Cape Fear Basin ranked in Top 10 as endangered

by Daniel Bowden
Wednesday, February 13, 2013

Lumina News file photo 

This land on the Cape Fear River is part of the proposed site for the Titan Cement plant. The Southern Environmental Law Center has named the Cape Fear Basin on its list of the top 10 most endangered places in the southeast in 2013 due to the proposed plant. 



The Southern Environmental Law Center, which bills itself as the largest environmental advocacy organization in the Southeast, has named the Cape Fear Basin on its list of the Top 10 most endangered places in the southeast in 2013. The SELC’s list was released last week.

The Cape Fear Basin’s designation comes as a result of Titan America’s proposal to build a cement plant in Castle Hayne, which the SELC stated would destroy 1,000 acres of wetlands, add unsafe levels of mercury to the local water supply and increase air pollution in the area. 

Geoff Gisler, an attorney with the SELC, said the information its claims are based on came from Titan’s most recent project proposal, and the company’s submissions to the North Carolina Division of Air Quality.

In a prepared statement issued Feb. 8, Bob Odom, general manager for Carolinas Cement, a subsidiary of Titan America, called the designation “erroneous and not based on facts.”

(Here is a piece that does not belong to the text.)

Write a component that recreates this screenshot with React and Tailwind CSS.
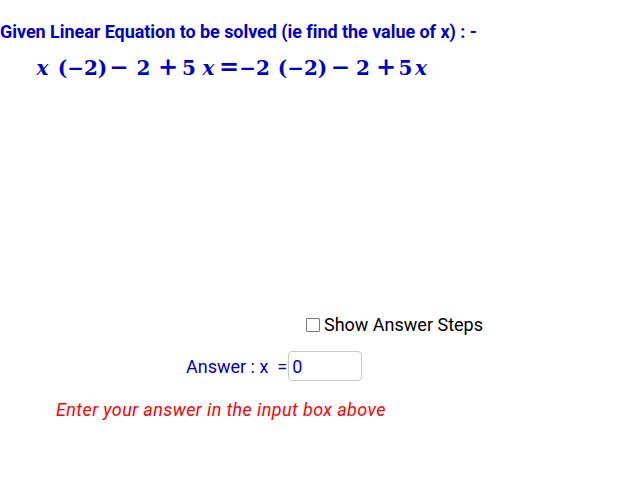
export default function App() {
  return (
    <div className="w-[630px] h-[480px] bg-white overflow-hidden" style={{ fontFamily: "Roboto, sans-serif" }}>
      <div className="pt-[20px] text-[18px] leading-[24px] font-bold text-[#0000cc] tracking-[-0.05px] whitespace-nowrap">
        Given Linear Equation to be solved (ie find the value of x) : -
      </div>

      {/* equation, each token sits in its own box */}
      <div className="mt-[10px] h-[26px] flex items-baseline text-[20px] leading-[26px] font-bold text-[#0000cc] whitespace-nowrap" style={{ fontFamily: '"DejaVu Serif", serif' }}>
        <span className="ml-[37px] w-[11px] flex justify-center italic">x</span>
        <span className="ml-[12px] w-[45px] flex justify-center">(−2)</span>
        <span className="ml-[7px] w-[14px] flex justify-center text-[23px]">−</span>
        <span className="ml-[11px] w-[13px] flex justify-center">2</span>
        <span className="ml-[9px] w-[18px] flex justify-center text-[24px]">+</span>
        <span className="ml-[6px] w-[12px] flex justify-center">5</span>
        <span className="ml-[7px] w-[13px] flex justify-center italic">x</span>
        <span className="ml-[5px] w-[18px] flex justify-center text-[24px]">=</span>
        <span className="ml-[2px] w-[29px] flex justify-center">−2</span>
        <span className="ml-[11px] w-[45px] flex justify-center">(−2)</span>
        <span className="ml-[9px] w-[13px] flex justify-center text-[23px]">−</span>
        <span className="ml-[10px] w-[12px] flex justify-center">2</span>
        <span className="ml-[8px] w-[18px] flex justify-center text-[24px]">+</span>
        <span className="ml-[4px] w-[13px] flex justify-center">5</span>
        <span className="ml-[3px] w-[12px] flex justify-center italic">x</span>
      </div>

      <label className="mt-[235px] ml-[306px] flex items-center gap-[4px] text-[18px] leading-[20px] text-black whitespace-nowrap w-fit">
        <span className="w-[14px] h-[14px] border border-[#777] rounded-[1px] bg-white" />
        Show Answer Steps
      </label>

      <div className="mt-[16px] ml-[186px] flex items-center text-[18px] text-[#0000cc] whitespace-nowrap">
        <span>Answer : x&nbsp;&nbsp;=</span>
        <div className="ml-[1px] w-[74px] h-[30px] border border-[#c8c8c8] rounded-[4px] flex items-center pl-[3px] text-[#0000cc]">0</div>
      </div>

      <div className="mt-[17px] ml-[56px] text-[18px] leading-[24px] italic tracking-[0.4px] text-[#ff0000] whitespace-nowrap">
        Enter your answer in the input box above
      </div>
    </div>
  );
}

Odom said Carolinas Cement will mitigate all of the wetlands it disturbs at a greater ratio than the amount of wetlands that will be impacted by the proposed plant, and that 60 percent of the wetlands slated to be impacted are “managed pine plantations,” which “while technically ‘wetlands,’ have much lower functionality.” He also noted that the U.S. Army Corps of Engineers Environmental Impact Study had not yet been completed, so “the SELC is making biased assumptions” that “are not based on true science.”

Titan began conducting an environmental impact study with the corps and the North Carolina Division of Water Quality in 2008, but stopped pursuing it shortly afterwards.

At a Feb. 7 meeting of Medical Advocates for Healthy Air, Mike Giles, coastal advocate for the North Carolina Coastal Federation, said he believes Titan is focusing on applying for one permit at a time to divert people’s eyes from the big picture. (See related story page 1.)

Titan received a draft air permit from the state DAQ in September 2009. The SELC issued a challenge to the permit that is to be briefed this spring and is scheduled to go to court on Sept. 30. The ruling will determine whether or not to revoke Titan’s air permit.

Beyond obtaining permits from the state DAQ and DWQ, Titan still has to obtain a series of construction permits before it can begin construction of the proposed cement plant.

The Cape Fear Basin was one of three N.C. sites on the SELC’s list. Two others include the Alligator River National Wildlife refuge in northeastern N.C., which is threatened by a widening of US-64 that would destroy 300 acres of sensitive habitat for the last remaining wild population of red wolves in the United States. The third, in the western Blue Ridge Mountains, Courthouse Creek, is facing a proposed timber sale that threatens to destroy 472 acres of woodlands that currently serve as a popular recreation destination.